**Problem requirements**
Look through the lines below and extract any with the word "styles".

**Supplied material**

-------

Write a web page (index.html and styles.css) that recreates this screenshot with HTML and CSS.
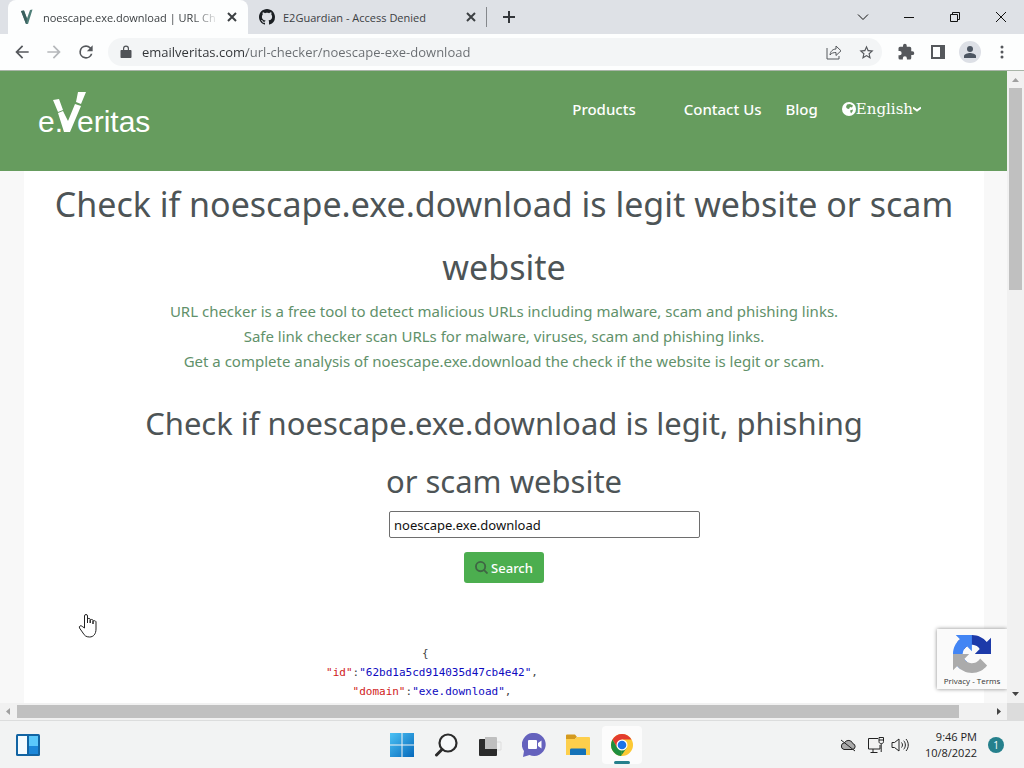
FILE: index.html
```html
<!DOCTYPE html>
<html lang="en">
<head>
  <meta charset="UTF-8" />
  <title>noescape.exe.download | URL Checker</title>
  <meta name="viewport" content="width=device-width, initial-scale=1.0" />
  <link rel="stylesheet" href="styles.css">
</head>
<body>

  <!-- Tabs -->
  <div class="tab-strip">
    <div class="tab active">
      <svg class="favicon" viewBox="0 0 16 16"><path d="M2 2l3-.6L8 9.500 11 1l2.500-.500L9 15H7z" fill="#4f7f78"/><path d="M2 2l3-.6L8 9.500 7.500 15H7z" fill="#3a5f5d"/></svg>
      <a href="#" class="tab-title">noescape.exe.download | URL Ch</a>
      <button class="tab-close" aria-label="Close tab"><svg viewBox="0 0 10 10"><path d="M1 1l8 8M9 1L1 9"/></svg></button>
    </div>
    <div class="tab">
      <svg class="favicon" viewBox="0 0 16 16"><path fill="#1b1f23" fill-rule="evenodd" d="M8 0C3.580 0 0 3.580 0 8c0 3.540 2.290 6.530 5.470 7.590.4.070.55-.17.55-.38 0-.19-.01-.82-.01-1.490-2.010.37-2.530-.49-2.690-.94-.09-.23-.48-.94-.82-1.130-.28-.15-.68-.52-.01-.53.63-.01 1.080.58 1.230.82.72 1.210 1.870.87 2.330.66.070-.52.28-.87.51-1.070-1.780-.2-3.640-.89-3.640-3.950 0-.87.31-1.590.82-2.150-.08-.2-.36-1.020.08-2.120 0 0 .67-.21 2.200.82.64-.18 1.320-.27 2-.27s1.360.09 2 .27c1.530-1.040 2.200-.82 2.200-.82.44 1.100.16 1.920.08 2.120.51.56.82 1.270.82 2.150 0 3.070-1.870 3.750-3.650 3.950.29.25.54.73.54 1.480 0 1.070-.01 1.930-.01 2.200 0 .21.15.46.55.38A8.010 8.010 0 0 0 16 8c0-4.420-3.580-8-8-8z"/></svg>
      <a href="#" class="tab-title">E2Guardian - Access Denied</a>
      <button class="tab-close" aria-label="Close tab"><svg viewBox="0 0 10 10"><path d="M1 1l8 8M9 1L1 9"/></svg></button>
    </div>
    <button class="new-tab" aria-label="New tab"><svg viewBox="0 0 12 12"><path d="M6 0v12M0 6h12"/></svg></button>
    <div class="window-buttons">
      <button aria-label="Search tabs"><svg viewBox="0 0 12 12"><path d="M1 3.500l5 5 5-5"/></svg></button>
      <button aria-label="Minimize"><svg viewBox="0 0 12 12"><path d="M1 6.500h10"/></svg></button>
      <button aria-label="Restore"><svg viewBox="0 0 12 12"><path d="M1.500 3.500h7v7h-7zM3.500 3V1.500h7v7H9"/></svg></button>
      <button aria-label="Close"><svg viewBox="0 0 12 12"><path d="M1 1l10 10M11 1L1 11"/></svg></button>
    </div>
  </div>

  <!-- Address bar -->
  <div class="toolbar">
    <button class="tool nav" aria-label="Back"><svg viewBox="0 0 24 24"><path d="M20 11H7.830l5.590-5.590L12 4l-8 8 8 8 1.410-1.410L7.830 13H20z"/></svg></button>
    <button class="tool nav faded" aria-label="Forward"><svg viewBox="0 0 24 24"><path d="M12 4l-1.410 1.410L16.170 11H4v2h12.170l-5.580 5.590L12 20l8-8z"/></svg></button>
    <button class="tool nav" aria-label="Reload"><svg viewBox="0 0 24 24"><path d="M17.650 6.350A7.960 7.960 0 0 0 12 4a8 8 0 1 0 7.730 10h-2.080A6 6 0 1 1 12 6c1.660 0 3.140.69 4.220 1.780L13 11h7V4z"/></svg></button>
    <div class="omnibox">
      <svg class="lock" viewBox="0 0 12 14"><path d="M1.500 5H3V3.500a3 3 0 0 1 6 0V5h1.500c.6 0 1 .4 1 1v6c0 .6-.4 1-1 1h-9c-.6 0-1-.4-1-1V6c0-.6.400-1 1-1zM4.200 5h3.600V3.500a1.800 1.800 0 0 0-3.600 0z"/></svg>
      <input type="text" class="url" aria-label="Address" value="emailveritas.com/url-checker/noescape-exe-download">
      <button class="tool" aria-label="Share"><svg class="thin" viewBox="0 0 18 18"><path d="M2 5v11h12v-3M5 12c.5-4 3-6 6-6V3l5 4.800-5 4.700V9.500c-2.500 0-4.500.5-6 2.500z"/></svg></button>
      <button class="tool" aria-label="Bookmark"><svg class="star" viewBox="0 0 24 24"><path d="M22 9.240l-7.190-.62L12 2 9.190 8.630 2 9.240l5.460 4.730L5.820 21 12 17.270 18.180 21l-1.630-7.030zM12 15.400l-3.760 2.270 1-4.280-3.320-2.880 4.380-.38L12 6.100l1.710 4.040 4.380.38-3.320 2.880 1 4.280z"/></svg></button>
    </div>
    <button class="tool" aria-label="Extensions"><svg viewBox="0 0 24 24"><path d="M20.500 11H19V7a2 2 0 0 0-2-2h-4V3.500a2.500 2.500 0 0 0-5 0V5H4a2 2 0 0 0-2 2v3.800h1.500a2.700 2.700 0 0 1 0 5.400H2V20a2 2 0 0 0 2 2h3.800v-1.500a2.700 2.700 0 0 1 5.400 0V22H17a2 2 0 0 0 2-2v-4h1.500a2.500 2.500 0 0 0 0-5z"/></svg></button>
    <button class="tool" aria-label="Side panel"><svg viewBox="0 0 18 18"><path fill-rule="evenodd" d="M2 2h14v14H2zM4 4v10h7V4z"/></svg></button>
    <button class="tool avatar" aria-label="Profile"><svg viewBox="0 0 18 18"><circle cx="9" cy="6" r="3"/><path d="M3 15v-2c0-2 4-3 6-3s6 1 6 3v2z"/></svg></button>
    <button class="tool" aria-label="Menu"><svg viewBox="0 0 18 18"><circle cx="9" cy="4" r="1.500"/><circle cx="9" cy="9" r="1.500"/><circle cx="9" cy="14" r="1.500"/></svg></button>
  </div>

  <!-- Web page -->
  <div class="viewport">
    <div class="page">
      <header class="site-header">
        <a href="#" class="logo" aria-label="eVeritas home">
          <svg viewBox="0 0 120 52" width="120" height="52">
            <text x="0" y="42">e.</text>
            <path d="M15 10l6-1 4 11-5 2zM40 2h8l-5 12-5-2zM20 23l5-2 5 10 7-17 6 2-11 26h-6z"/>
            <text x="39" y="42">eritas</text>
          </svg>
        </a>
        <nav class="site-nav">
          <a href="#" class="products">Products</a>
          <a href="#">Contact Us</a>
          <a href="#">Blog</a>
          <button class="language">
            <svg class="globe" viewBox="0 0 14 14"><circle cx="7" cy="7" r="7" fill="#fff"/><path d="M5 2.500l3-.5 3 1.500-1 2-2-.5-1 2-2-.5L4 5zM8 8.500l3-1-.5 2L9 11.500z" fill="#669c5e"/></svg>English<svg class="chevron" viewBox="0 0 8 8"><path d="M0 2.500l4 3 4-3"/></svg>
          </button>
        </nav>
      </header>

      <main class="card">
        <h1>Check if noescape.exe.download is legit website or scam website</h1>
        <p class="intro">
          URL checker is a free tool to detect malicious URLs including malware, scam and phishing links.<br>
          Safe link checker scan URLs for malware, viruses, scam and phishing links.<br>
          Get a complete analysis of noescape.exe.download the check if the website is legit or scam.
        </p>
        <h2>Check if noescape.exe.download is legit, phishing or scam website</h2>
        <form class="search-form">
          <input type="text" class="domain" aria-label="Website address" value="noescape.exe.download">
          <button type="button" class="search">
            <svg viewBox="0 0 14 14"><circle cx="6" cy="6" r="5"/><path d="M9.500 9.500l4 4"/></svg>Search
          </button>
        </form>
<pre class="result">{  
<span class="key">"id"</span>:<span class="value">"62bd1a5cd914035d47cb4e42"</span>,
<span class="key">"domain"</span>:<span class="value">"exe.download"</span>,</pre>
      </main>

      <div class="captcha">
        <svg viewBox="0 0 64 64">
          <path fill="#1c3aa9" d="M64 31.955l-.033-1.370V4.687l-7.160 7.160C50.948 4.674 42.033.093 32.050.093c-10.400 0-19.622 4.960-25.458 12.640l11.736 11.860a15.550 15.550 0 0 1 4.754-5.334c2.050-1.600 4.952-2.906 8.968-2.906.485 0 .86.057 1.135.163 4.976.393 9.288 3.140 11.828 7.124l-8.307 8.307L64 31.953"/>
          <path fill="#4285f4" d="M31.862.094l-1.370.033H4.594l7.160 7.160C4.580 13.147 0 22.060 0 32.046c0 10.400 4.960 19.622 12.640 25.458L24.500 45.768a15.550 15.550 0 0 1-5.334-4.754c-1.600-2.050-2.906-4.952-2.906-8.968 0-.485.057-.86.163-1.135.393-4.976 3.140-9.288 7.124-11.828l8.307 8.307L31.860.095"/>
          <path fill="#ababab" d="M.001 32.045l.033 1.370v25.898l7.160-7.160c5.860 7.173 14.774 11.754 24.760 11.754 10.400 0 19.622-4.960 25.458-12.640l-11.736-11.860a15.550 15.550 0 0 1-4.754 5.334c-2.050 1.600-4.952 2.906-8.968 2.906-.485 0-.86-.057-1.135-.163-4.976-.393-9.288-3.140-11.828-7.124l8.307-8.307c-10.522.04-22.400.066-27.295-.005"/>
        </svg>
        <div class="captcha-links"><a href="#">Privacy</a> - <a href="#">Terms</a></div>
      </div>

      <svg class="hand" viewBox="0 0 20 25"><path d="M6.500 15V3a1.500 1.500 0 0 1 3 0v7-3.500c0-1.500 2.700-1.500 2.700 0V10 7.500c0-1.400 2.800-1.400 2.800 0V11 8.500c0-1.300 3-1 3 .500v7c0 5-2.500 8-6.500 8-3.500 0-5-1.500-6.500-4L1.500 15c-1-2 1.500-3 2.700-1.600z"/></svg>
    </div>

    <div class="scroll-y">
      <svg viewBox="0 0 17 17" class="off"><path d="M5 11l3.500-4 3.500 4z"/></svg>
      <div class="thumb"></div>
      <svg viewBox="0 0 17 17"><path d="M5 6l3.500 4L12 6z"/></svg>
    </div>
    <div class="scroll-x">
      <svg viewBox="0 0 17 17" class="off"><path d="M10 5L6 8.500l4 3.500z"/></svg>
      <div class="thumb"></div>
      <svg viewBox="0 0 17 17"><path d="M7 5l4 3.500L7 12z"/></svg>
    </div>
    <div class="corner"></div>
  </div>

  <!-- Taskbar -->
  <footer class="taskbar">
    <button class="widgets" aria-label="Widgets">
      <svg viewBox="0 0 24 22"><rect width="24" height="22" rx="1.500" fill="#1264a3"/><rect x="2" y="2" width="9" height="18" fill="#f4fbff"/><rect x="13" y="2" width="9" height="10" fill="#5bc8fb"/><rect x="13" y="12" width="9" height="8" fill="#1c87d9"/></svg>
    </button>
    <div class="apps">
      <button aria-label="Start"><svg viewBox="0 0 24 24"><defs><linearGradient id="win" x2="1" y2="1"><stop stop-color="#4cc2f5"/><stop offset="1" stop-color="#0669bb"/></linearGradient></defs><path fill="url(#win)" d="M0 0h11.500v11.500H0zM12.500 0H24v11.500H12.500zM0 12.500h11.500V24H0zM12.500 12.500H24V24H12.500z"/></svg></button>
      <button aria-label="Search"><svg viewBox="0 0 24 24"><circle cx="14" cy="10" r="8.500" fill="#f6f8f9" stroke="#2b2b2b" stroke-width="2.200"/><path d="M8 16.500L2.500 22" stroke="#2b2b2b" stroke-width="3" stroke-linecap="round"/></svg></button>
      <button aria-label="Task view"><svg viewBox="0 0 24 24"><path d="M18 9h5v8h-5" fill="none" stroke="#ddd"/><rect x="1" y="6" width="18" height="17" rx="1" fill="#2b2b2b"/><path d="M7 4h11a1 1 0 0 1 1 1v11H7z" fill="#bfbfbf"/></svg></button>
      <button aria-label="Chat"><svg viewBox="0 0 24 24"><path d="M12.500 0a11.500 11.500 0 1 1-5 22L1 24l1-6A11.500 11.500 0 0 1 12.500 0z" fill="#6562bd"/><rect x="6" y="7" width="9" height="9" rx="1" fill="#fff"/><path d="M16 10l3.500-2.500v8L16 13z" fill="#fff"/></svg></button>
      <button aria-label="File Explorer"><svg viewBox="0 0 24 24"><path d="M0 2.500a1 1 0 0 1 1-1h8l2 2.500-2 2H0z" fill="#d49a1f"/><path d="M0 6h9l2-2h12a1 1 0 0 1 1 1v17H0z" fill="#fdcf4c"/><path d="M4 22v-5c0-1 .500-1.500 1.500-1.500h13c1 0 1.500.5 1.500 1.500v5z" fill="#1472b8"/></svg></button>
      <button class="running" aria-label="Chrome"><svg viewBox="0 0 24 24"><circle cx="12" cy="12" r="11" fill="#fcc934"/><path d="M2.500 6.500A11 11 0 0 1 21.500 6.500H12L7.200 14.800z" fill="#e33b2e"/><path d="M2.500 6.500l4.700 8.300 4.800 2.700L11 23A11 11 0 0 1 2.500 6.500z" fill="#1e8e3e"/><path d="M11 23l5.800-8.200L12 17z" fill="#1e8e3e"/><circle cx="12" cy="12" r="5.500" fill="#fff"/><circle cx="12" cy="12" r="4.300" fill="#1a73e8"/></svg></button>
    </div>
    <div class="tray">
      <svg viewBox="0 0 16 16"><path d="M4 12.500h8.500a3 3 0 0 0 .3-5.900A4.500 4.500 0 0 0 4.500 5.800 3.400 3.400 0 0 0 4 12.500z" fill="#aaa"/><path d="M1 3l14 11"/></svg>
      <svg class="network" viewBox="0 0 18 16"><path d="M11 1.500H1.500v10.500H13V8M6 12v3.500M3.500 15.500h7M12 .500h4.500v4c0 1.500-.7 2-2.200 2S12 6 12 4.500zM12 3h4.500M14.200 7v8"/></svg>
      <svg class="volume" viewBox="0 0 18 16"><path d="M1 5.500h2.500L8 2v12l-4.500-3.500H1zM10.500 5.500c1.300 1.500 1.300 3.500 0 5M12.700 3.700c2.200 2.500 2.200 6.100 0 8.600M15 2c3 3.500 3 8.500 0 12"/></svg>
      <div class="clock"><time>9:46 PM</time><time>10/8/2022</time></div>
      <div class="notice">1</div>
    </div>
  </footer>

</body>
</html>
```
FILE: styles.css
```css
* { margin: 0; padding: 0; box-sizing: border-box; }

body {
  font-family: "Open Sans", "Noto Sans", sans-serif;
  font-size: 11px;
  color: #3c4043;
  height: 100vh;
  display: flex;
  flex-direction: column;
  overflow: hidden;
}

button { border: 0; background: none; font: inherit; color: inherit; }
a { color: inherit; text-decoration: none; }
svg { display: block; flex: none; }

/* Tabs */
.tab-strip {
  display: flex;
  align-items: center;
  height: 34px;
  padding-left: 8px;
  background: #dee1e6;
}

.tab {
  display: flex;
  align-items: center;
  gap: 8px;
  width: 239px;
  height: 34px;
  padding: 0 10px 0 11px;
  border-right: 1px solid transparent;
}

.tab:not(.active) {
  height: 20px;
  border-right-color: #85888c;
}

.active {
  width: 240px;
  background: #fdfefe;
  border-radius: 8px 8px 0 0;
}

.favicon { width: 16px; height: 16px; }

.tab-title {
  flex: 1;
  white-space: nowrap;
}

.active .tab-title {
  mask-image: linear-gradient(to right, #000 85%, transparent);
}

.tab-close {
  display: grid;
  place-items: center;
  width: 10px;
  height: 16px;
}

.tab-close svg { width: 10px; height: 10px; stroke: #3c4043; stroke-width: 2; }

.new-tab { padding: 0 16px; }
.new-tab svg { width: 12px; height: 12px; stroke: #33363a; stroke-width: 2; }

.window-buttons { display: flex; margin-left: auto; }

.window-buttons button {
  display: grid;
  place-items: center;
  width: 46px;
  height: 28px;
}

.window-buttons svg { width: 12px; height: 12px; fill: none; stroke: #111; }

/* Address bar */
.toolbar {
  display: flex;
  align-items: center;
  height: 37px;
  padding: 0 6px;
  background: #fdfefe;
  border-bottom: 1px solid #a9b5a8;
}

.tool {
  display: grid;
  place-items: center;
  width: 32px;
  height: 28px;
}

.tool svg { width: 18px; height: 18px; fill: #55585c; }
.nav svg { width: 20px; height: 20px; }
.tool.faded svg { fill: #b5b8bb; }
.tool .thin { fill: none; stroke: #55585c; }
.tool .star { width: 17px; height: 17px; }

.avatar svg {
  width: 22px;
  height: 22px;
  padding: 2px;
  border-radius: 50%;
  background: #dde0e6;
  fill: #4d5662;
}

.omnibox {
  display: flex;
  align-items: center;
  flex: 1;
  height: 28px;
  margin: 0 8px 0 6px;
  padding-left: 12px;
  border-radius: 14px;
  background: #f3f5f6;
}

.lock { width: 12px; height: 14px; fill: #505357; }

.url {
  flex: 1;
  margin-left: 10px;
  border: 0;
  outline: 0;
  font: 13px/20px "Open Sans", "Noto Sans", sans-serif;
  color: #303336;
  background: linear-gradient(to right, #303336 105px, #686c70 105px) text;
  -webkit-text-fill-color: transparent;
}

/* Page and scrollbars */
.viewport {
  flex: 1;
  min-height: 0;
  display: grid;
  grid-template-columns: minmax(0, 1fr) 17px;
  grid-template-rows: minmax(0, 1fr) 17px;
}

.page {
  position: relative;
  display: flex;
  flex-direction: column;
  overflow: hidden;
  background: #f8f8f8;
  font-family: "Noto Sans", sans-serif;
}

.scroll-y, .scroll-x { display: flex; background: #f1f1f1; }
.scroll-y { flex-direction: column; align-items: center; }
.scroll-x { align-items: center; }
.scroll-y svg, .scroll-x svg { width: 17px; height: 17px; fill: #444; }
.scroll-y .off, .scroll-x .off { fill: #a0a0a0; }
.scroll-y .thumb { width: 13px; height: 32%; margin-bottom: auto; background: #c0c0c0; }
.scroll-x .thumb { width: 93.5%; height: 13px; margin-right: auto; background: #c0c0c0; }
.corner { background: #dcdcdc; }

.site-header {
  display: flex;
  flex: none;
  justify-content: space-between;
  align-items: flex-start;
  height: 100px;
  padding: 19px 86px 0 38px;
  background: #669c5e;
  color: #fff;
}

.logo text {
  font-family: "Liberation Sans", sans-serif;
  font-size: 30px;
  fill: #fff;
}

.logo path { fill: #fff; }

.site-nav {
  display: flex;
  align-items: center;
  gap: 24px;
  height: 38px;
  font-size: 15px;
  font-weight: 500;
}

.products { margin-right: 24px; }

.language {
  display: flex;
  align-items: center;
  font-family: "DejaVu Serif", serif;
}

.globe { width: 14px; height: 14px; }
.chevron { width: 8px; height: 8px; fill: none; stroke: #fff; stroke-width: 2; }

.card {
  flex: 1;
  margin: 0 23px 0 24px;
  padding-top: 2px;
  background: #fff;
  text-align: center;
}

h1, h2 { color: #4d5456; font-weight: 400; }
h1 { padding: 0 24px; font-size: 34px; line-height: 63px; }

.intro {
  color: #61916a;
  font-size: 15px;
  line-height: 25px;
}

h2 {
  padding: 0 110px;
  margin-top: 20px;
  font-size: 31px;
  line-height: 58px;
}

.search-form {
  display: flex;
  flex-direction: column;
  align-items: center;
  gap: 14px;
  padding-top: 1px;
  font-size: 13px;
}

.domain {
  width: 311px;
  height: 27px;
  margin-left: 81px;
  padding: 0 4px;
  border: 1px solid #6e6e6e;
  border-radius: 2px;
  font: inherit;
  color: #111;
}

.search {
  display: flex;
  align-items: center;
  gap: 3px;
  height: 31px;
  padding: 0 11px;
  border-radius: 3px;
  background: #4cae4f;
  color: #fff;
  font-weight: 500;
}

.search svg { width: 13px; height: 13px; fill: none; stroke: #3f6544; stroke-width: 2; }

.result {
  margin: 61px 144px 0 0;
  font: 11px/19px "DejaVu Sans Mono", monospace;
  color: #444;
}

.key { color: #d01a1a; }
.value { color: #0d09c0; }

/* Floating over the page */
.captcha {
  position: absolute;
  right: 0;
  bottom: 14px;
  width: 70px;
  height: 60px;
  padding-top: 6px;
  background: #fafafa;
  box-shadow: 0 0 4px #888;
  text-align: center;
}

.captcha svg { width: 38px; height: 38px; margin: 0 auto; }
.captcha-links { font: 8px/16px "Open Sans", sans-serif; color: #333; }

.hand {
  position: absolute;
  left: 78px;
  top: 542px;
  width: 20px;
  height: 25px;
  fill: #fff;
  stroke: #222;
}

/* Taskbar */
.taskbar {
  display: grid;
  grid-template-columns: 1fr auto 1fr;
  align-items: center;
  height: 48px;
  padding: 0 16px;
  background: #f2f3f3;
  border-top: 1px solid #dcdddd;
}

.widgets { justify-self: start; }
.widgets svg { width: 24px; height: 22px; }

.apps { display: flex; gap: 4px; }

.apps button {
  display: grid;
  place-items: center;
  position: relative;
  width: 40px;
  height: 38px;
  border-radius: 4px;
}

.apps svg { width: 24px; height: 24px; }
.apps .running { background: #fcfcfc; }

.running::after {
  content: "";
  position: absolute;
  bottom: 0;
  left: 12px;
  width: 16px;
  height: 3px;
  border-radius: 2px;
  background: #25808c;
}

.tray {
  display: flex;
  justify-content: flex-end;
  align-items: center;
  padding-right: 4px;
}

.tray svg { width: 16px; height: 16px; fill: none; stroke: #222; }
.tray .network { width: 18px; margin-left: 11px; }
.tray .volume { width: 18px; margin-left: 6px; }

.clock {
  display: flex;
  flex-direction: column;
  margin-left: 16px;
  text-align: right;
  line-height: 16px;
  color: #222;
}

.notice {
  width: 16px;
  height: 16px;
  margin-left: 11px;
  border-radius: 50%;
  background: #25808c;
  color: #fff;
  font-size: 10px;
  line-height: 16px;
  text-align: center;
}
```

-------

**Written response**
Write a web page (index.html and styles.css) that recreates this screenshot with HTML and CSS.
  <link rel="stylesheet" href="styles.css">
FILE: styles.css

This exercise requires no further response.